A: The Mexico Tourism Department estimates that 26 million autos enter Mexico from the U.S. annually. Of these, 14 million proceed to the interior of Mexico. A customer's U.S. insurance is not recognized in Mexico. This product is currently available through thousands of independent agents, primarily close to the U.S./Mexico border; however, many agents now offer this product in markets some distance from the border regions.

Q: What is the member advantage in offering this product?

A: Examples of member advantages would be better rates, lower costs, higher commissions, lower volume commitments, etc. This is one of the most important questions. IIAT/IIG is the only distributor of Mexico tourist auto insurance to offer online, immediate quotes from multiple underwriters plus and issuance of the actual policy.

Q: What does it cost an IIAT member agency to become an authorized agent?

A: There is absolutely no cost involved other than the time it takes the agent to become familiar with simple policy issuance procedures and production tracking features. This can be accomplished in 10-15 minutes.

Q: Who is IIG?

A: International Insurance Group (IIG) was formed in January 2000 by Jim Labelle, CIC, president, to take advantage of the booming Mexico tourist auto insurance market. Prior to forming IIG, Labelle managed a Mexico insurance unit for Arthur J. Gallagher, the world's 4th largest insurance broker. IIG's partner company, Internet Software Designs, George Howington, president, designs, develops and hosts numerous insurance industry-related websites. IIG also operates a website ( that markets U.S. insurance for Mexican nationals visiting the United States.

Floyd Woods, MGA, and marketing director, was general manager of Sanborn's Mexico Insurance for more than four years. In only three years IIG has become the largest MGA specializing in this market, due primarily to IIG's focus on agent relationships, quality products, higher commissions and a simple distribution system.

Q: Is the product endorsed by any other trade association or used by any large companies?

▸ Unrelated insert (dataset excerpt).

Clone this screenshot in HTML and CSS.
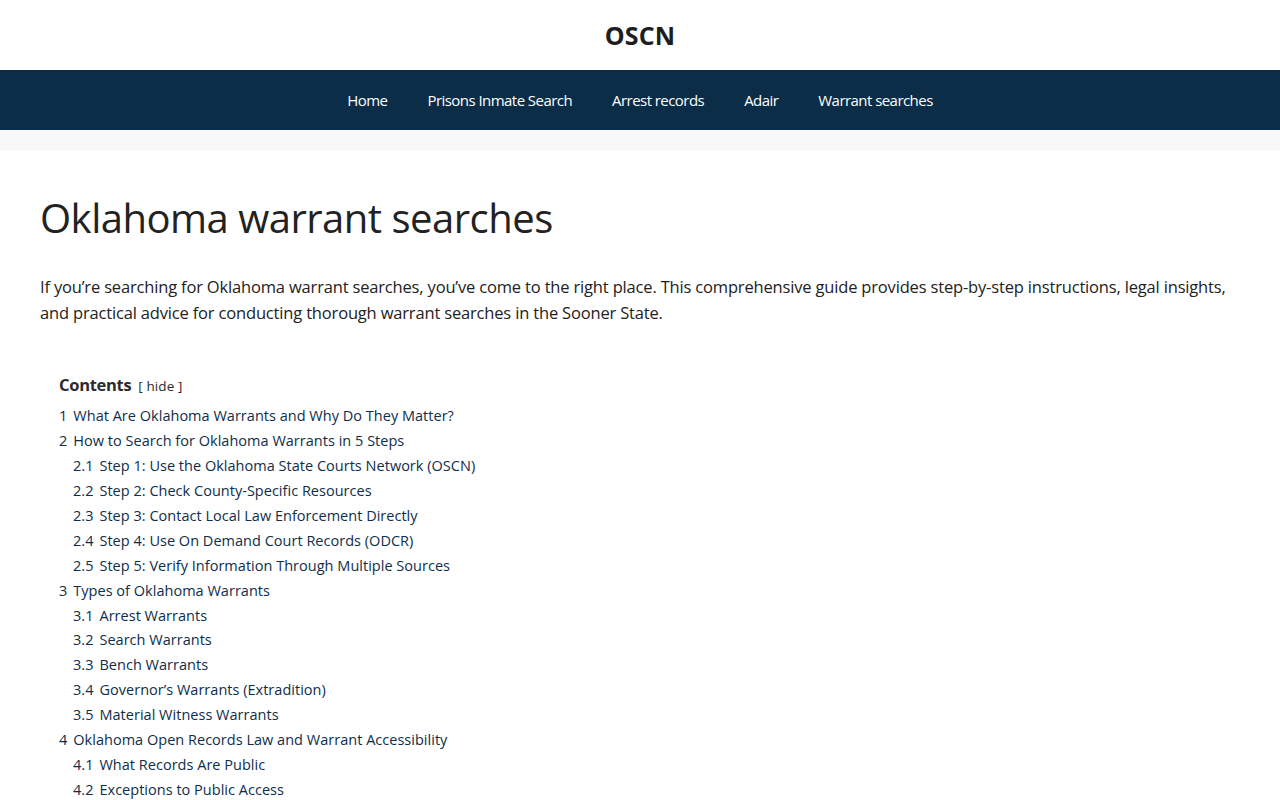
FILE: index.html
```html
<!DOCTYPE html>
<html lang="en">
<head>
<meta charset="utf-8">
<title>Oklahoma warrant searches - OSCN</title>
<link rel="stylesheet" href="styles.css">
</head>
<body>
<header class="site-header">
  <div class="site-title">OSCN</div>
</header>
<nav class="main-nav">
  <a href="#">Home</a>
  <a href="#">Prisons Inmate Search</a>
  <a href="#">Arrest records</a>
  <a href="#">Adair</a>
  <a href="#">Warrant searches</a>
</nav>
<div class="strip"></div>
<main class="content">
  <h1 class="page-title">Oklahoma warrant searches</h1>
  <p class="intro">If you’re searching for Oklahoma warrant searches, you’ve come to the right place. This comprehensive guide provides step-by-step instructions, legal insights, and practical advice for conducting thorough warrant searches in the Sooner State.</p>
  <div class="toc">
    <div class="toc-title">Contents <span class="toc-toggle">[ <a href="#">hide</a> ]</span></div>
    <ul class="toc-list">
      <li><a href="#"><span class="num">1</span>What Are Oklahoma Warrants and Why Do They Matter?</a></li>
      <li><a href="#"><span class="num">2</span>How to Search for Oklahoma Warrants in 5 Steps</a>
        <ul>
          <li><a href="#"><span class="num">2.1</span>Step 1: Use the Oklahoma State Courts Network (OSCN)</a></li>
          <li><a href="#"><span class="num">2.2</span>Step 2: Check County-Specific Resources</a></li>
          <li><a href="#"><span class="num">2.3</span>Step 3: Contact Local Law Enforcement Directly</a></li>
          <li><a href="#"><span class="num">2.4</span>Step 4: Use On Demand Court Records (ODCR)</a></li>
          <li><a href="#"><span class="num">2.5</span>Step 5: Verify Information Through Multiple Sources</a></li>
        </ul>
      </li>
      <li><a href="#"><span class="num">3</span>Types of Oklahoma Warrants</a>
        <ul>
          <li><a href="#"><span class="num">3.1</span>Arrest Warrants</a></li>
          <li><a href="#"><span class="num">3.2</span>Search Warrants</a></li>
          <li><a href="#"><span class="num">3.3</span>Bench Warrants</a></li>
          <li><a href="#"><span class="num">3.4</span>Governor’s Warrants (Extradition)</a></li>
          <li><a href="#"><span class="num">3.5</span>Material Witness Warrants</a></li>
        </ul>
      </li>
      <li><a href="#"><span class="num">4</span>Oklahoma Open Records Law and Warrant Accessibility</a>
        <ul>
          <li><a href="#"><span class="num">4.1</span>What Records Are Public</a></li>
          <li><a href="#"><span class="num">4.2</span>Exceptions to Public Access</a></li>
        </ul>
      </li>
    </ul>
  </div>
</main>
</body>
</html>
```

FILE: styles.css
```css
* { box-sizing: border-box; }
body {
  margin: 0;
  font-family: "Open Sans", "Noto Sans", "Liberation Sans", sans-serif;
  color: #222;
  background: #fff;
}
a { text-decoration: none; color: inherit; }
.site-header {
  height: 70px;
  display: flex;
  align-items: center;
  justify-content: center;
}
.site-title {
  font-size: 25px;
  font-weight: 700;
  color: #1e1e1e;
  letter-spacing: 0.2px;
}
.main-nav {
  height: 60px;
  background: #0b2d48;
  display: flex;
  justify-content: center;
  align-items: center;
  gap: 40px;
}
.main-nav a {
  color: #fff;
  font-size: 15px;
  letter-spacing: -0.55px;
}
.strip {
  height: 20px;
  background: #f8f8f9;
}
.content {
  padding: 40px 40px 0;
}
.page-title {
  margin: 0;
  font-weight: 400;
  font-size: 40px;
  line-height: 56px;
  color: #222;
  letter-spacing: -0.5px;
}
.intro {
  margin: 28px 0 0;
  font-size: 16.5px;
  line-height: 26px;
  color: #222;
  letter-spacing: -0.17px;
}
.toc {
  margin-top: 46px;
  padding: 0 19px;
}
.toc-title {
  font-size: 16.5px;
  font-weight: 700;
  color: #2b2b2b;
  line-height: 26px;
  letter-spacing: -0.3px;
}
.toc-toggle {
  font-weight: 400;
  font-size: 13.5px;
  margin-left: 3px;
  letter-spacing: 0.1px;
}
.toc-list, .toc-list ul {
  list-style: none;
  margin: 0;
  padding: 0;
}
.toc-list { margin-top: 5px; }
.toc-list ul { padding-left: 14px; }
.toc-list li a {
  display: block;
  font-size: 14.5px;
  line-height: 24.93px;
  color: #0f2e4a;
  letter-spacing: 0.02px;
}
.num { margin-right: 6px; }
```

A: Yes, currently the following are using IIG for issuing Mexico tourist auto insurance: Automobile Association of Arizona (, American Family (, Superior Access ( and Market Scout ( A number of MGAs with more than 1,000 agents/producers are also using IIG. The Independent Agents & Brokers of the West is also offering this product . Recently, Independent Insurance Agents magazine named the IIG web site "One of the Top 100 Insurance Websites for 2003." The Insurance Journal (May 19, 2003 Technology Issue) featured a review of IIG and its online capability. It reported how the company is using the latest cutting-edge technology in the distribution of insurance products and how receptive agents are to this technological change.

Q: What are Mexico's entry requirements?

A: The Government of Mexico requires that all U.S. and Canadian citizens present proof of citizenship and photo ID for entry into Mexico. A passport is recommended, but other U.S./Canadian citizenship documents such as a certified copy of a birth certificate, a Naturalization Certificate, a Consular Report of Birth Abroad, or a Certificate of Citizenship are acceptable.

U.S. and Canadian citizens do not require a visa or a tourist card for tourist stays of 72 hours or less within "the border zone," defined as an area between 20 to 30 kilometers of the border with the U.S., depending on the location. U.S. citizens traveling as tourists beyond the border zone or entering Mexico by air must pay a fee to obtain a tourist card, also known as an FMT; available from Mexican consulates, Mexican border crossing points and Mexican tourism offices.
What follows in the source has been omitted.